### THE PROBLEM
Skip the pictures. Transcribe the rest of the data below without changing a word.

[Start of RECORDED INFORMATION]

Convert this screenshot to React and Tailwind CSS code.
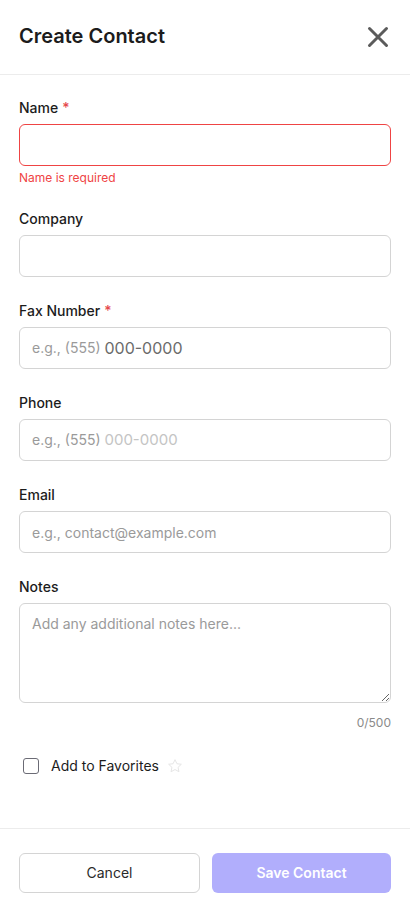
import React from "react";

const Label = ({ children, required }) => (
  <label className="block text-sm font-medium text-[#1c1c1c] leading-5 mb-1.5">
    {children}
    {required && <span className="text-[#e5484d] ml-1">*</span>}
  </label>
);

const inputBase =
  "w-full h-[42px] rounded-md border bg-white px-3 text-sm text-[#1c1c1c] placeholder:text-[#9a9a9a] outline-none";

export default function App() {
  return (
    <div
      className="h-[912px] w-full bg-white flex flex-col"
      style={{ fontFamily: "Inter, 'Noto Sans', sans-serif" }}
    >
      {/* Header */}
      <div className="h-[75px] shrink-0 border-b border-[#ececec] flex items-center justify-between pl-[19px] pr-5">
        <h2 className="text-xl font-semibold text-[#1c1c1c] -mt-0.5">Create Contact</h2>
        <button className="p-1 -mr-1 -mt-px">
          <svg width="24" height="24" viewBox="0 0 24 24" fill="none">
            <path
              d="M3.5 3.5 L20.5 20.5 M20.5 3.5 L3.5 20.5"
              stroke="#5b5b5b"
              strokeWidth="3"
              strokeLinecap="round"
            />
          </svg>
        </button>
      </div>

      {/* Body */}
      <div className="flex-1 px-[19px] pt-[23px]">
        <div>
          <Label required>Name</Label>
          <input className={`${inputBase} border-[#ef4444]`} />
          <p className="mt-1 text-xs leading-4 text-[#ef4444]">Name is required</p>
        </div>

        <div className="mt-[23px]">
          <Label>Company</Label>
          <input className={`${inputBase} border-[#d4d4d4]`} />
        </div>

        <div className="mt-6">
          <Label required>Fax Number</Label>
          <div className={`${inputBase} border-[#d4d4d4] flex items-center`}>
            <span className="text-[#9a9a9a]">e.g., (555)&nbsp;</span>
            <span className="text-base text-[#6b6b6b]">000-0000</span>
          </div>
        </div>

        <div className="mt-6">
          <Label>Phone</Label>
          <div className={`${inputBase} border-[#d4d4d4] flex items-center`}>
            <span className="text-[#9a9a9a]">e.g., (555)&nbsp;</span>
            <span className="text-[15px] text-[#c4c4c4]">000-0000</span>
          </div>
        </div>

        <div className="mt-6">
          <Label>Email</Label>
          <input
            className={`${inputBase} border-[#d4d4d4]`}
            placeholder="e.g., contact@example.com"
          />
        </div>

        <div className="mt-6">
          <Label>Notes</Label>
          <textarea
            className="block w-full h-[100px] rounded-md border border-[#d4d4d4] px-3 py-2.5 text-sm placeholder:text-[#9a9a9a] outline-none"
            placeholder="Add any additional notes here..."
          />
          <p className="mt-3 text-right text-xs leading-4 text-[#8a8a8a]">0/500</p>
        </div>

        <div className="mt-[25px] flex items-center pl-1">
          <span className="w-4 h-4 rounded-[3px] border border-[#6b6b75] bg-white" />
          <span className="ml-3 text-sm text-[#1c1c1c]">Add to Favorites</span>
          <svg className="ml-2" width="16" height="16" viewBox="0 0 24 24" fill="none">
            <path
              d="M12 2.5l2.9 6.1 6.6.8-4.9 4.6 1.3 6.6L12 17.3l-5.9 3.3 1.3-6.6-4.9-4.6 6.6-.8z"
              stroke="#e6e6e6"
              strokeWidth="1.5"
              strokeLinejoin="round"
            />
          </svg>
        </div>
      </div>

      {/* Footer */}
      <div className="shrink-0 border-t border-[#ececec] px-[19px] pt-6 pb-[19px] flex gap-3">
        <button className="flex-1 h-10 rounded-md border border-[#d4d4d4] bg-white text-sm text-[#2a2a2a]">
          Cancel
        </button>
        <button className="flex-1 h-10 rounded-md bg-[#b1aefc] text-sm font-semibold text-white">
          Save Contact
        </button>
      </div>
    </div>
  );
}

[End of RECORDED INFORMATION]

### TASK RESULT
Convert this screenshot to React and Tailwind CSS code.
import React from "react";

const Label = ({ children, required }) => (
  <label className="block text-sm font-medium text-[#1c1c1c] leading-5 mb-1.5">
    {children}
    {required && <span className="text-[#e5484d] ml-1">*</span>}
  </label>
);

const inputBase =
  "w-full h-[42px] rounded-md border bg-white px-3 text-sm text-[#1c1c1c] placeholder:text-[#9a9a9a] outline-none";

export default function App() {
  return (
    <div
      className="h-[912px] w-full bg-white flex flex-col"
      style={{ fontFamily: "Inter, 'Noto Sans', sans-serif" }}
    >
      {/* Header */}
      <div className="h-[75px] shrink-0 border-b border-[#ececec] flex items-center justify-between pl-[19px] pr-5">
        <h2 className="text-xl font-semibold text-[#1c1c1c] -mt-0.5">Create Contact</h2>
        <button className="p-1 -mr-1 -mt-px">
          <svg width="24" height="24" viewBox="0 0 24 24" fill="none">
            <path
              d="M3.5 3.5 L20.5 20.5 M20.5 3.5 L3.5 20.5"
              stroke="#5b5b5b"
              strokeWidth="3"
              strokeLinecap="round"
            />
          </svg>
        </button>
      </div>

      {/* Body */}
      <div className="flex-1 px-[19px] pt-[23px]">
        <div>
          <Label required>Name</Label>
          <input className={`${inputBase} border-[#ef4444]`} />
          <p className="mt-1 text-xs leading-4 text-[#ef4444]">Name is required</p>
        </div>

        <div className="mt-[23px]">
          <Label>Company</Label>
          <input className={`${inputBase} border-[#d4d4d4]`} />
        </div>

        <div className="mt-6">
          <Label required>Fax Number</Label>
          <div className={`${inputBase} border-[#d4d4d4] flex items-center`}>
            <span className="text-[#9a9a9a]">e.g., (555)&nbsp;</span>
            <span className="text-base text-[#6b6b6b]">000-0000</span>
          </div>
        </div>

        <div className="mt-6">
          <Label>Phone</Label>
          <div className={`${inputBase} border-[#d4d4d4] flex items-center`}>
            <span className="text-[#9a9a9a]">e.g., (555)&nbsp;</span>
            <span className="text-[15px] text-[#c4c4c4]">000-0000</span>
          </div>
        </div>

        <div className="mt-6">
          <Label>Email</Label>
          <input
            className={`${inputBase} border-[#d4d4d4]`}
            placeholder="e.g., contact@example.com"
          />
        </div>

        <div className="mt-6">
          <Label>Notes</Label>
          <textarea
            className="block w-full h-[100px] rounded-md border border-[#d4d4d4] px-3 py-2.5 text-sm placeholder:text-[#9a9a9a] outline-none"
            placeholder="Add any additional notes here..."
          />
          <p className="mt-3 text-right text-xs leading-4 text-[#8a8a8a]">0/500</p>
        </div>

        <div className="mt-[25px] flex items-center pl-1">
          <span className="w-4 h-4 rounded-[3px] border border-[#6b6b75] bg-white" />
          <span className="ml-3 text-sm text-[#1c1c1c]">Add to Favorites</span>
          <svg className="ml-2" width="16" height="16" viewBox="0 0 24 24" fill="none">
            <path
              d="M12 2.5l2.9 6.1 6.6.8-4.9 4.6 1.3 6.6L12 17.3l-5.9 3.3 1.3-6.6-4.9-4.6 6.6-.8z"
              stroke="#e6e6e6"
              strokeWidth="1.5"
              strokeLinejoin="round"
            />
          </svg>
        </div>
      </div>

      {/* Footer */}
      <div className="shrink-0 border-t border-[#ececec] px-[19px] pt-6 pb-[19px] flex gap-3">
        <button className="flex-1 h-10 rounded-md border border-[#d4d4d4] bg-white text-sm text-[#2a2a2a]">
          Cancel
        </button>
        <button className="flex-1 h-10 rounded-md bg-[#b1aefc] text-sm font-semibold text-white">
          Save Contact
        </button>
      </div>
    </div>
  );
}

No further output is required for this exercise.